Request:
Retype the whole listing, please, keeping every line exact and dropping the pictures.

Information supplied:
---
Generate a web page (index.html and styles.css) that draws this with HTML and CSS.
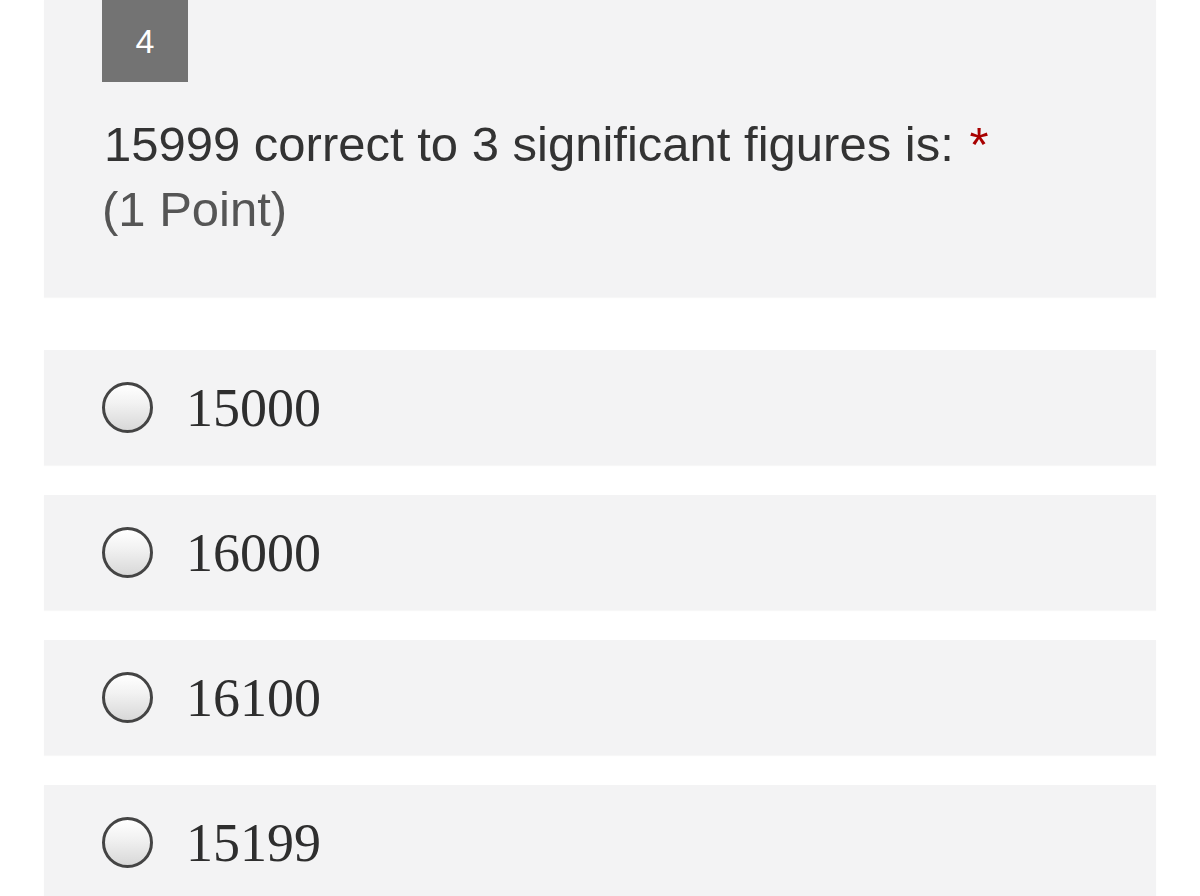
FILE: index.html
```html
<!DOCTYPE html>
<html>
<head>
<meta charset="utf-8">
<link rel="stylesheet" href="styles.css">
</head>
<body>
<div class="page">
  <section class="question">
    <div class="badge">4</div>
    <div class="qtext">
      <div class="title">15999 correct to 3 significant figures is: <span class="req">*</span></div>
      <div class="points">(1 Point)</div>
    </div>
  </section>
  <div class="options">
    <label class="option"><span class="radio"></span><span class="val">15000</span></label>
    <label class="option"><span class="radio"></span><span class="val">16000</span></label>
    <label class="option"><span class="radio"></span><span class="val">16100</span></label>
    <label class="option"><span class="radio"></span><span class="val">15199</span></label>
  </div>
</div>
</body>
</html>
```
FILE: styles.css
```css
html, body {
  margin: 0;
  padding: 0;
  background: #ffffff;
}
body {
  font-family: "Liberation Sans", Arial, sans-serif;
  overflow: hidden;
}
.page {
  padding: 0 44px;
}
.question {
  background: #f3f3f4;
  height: 297px;
  box-sizing: border-box;
  padding: 0 0 0 58px;
  box-shadow: 0 1px 1px rgba(0,0,0,0.03);
}
.badge {
  width: 86px;
  height: 82px;
  background: #737373;
  color: #ffffff;
  font-size: 34px;
  display: flex;
  align-items: center;
  justify-content: center;
}
.qtext {
  margin-top: 30px;
  font-size: 49px;
  line-height: 65px;
  color: #333333;
}
.title {
  margin-left: 2px;
}
.req {
  color: #a80000;
  margin-left: 2px;
}
.points {
  color: #555555;
}
.options {
  margin-top: 53px;
  display: flex;
  flex-direction: column;
  gap: 30px;
}
.option {
  background: #f3f3f4;
  height: 115px;
  display: flex;
  align-items: center;
  padding-left: 58px;
  box-shadow: 0 1px 1px rgba(0,0,0,0.03);
}
.radio {
  width: 45px;
  height: 45px;
  border: 3px solid #444444;
  border-radius: 50%;
  background: linear-gradient(#ffffff 0%, #f2f2f2 40%, #d8d8d8 100%);
  flex: none;
}
.val {
  font-family: "Liberation Serif", "Times New Roman", serif;
  font-size: 54px;
  color: #2e2e2e;
  margin-left: 33px;
  line-height: 1;
}
```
---
Written response:
Generate a web page (index.html and styles.css) that draws this with HTML and CSS.
FILE: index.html
```html
<!DOCTYPE html>
<html>
<head>
<meta charset="utf-8">
<link rel="stylesheet" href="styles.css">
</head>
<body>
<div class="page">
  <section class="question">
    <div class="badge">4</div>
    <div class="qtext">
      <div class="title">15999 correct to 3 significant figures is: <span class="req">*</span></div>
      <div class="points">(1 Point)</div>
    </div>
  </section>
  <div class="options">
    <label class="option"><span class="radio"></span><span class="val">15000</span></label>
    <label class="option"><span class="radio"></span><span class="val">16000</span></label>
    <label class="option"><span class="radio"></span><span class="val">16100</span></label>
    <label class="option"><span class="radio"></span><span class="val">15199</span></label>
  </div>
</div>
</body>
</html>
```
FILE: styles.css
```css
html, body {
  margin: 0;
  padding: 0;
  background: #ffffff;
}
body {
  font-family: "Liberation Sans", Arial, sans-serif;
  overflow: hidden;
}
.page {
  padding: 0 44px;
}
.question {
  background: #f3f3f4;
  height: 297px;
  box-sizing: border-box;
  padding: 0 0 0 58px;
  box-shadow: 0 1px 1px rgba(0,0,0,0.03);
}
.badge {
  width: 86px;
  height: 82px;
  background: #737373;
  color: #ffffff;
  font-size: 34px;
  display: flex;
  align-items: center;
  justify-content: center;
}
.qtext {
  margin-top: 30px;
  font-size: 49px;
  line-height: 65px;
  color: #333333;
}
.title {
  margin-left: 2px;
}
.req {
  color: #a80000;
  margin-left: 2px;
}
.points {
  color: #555555;
}
.options {
  margin-top: 53px;
  display: flex;
  flex-direction: column;
  gap: 30px;
}
.option {
  background: #f3f3f4;
  height: 115px;
  display: flex;
  align-items: center;
  padding-left: 58px;
  box-shadow: 0 1px 1px rgba(0,0,0,0.03);
}
.radio {
  width: 45px;
  height: 45px;
  border: 3px solid #444444;
  border-radius: 50%;
  background: linear-gradient(#ffffff 0%, #f2f2f2 40%, #d8d8d8 100%);
  flex: none;
}
.val {
  font-family: "Liberation Serif", "Times New Roman", serif;
  font-size: 54px;
  color: #2e2e2e;
  margin-left: 33px;
  line-height: 1;
}
```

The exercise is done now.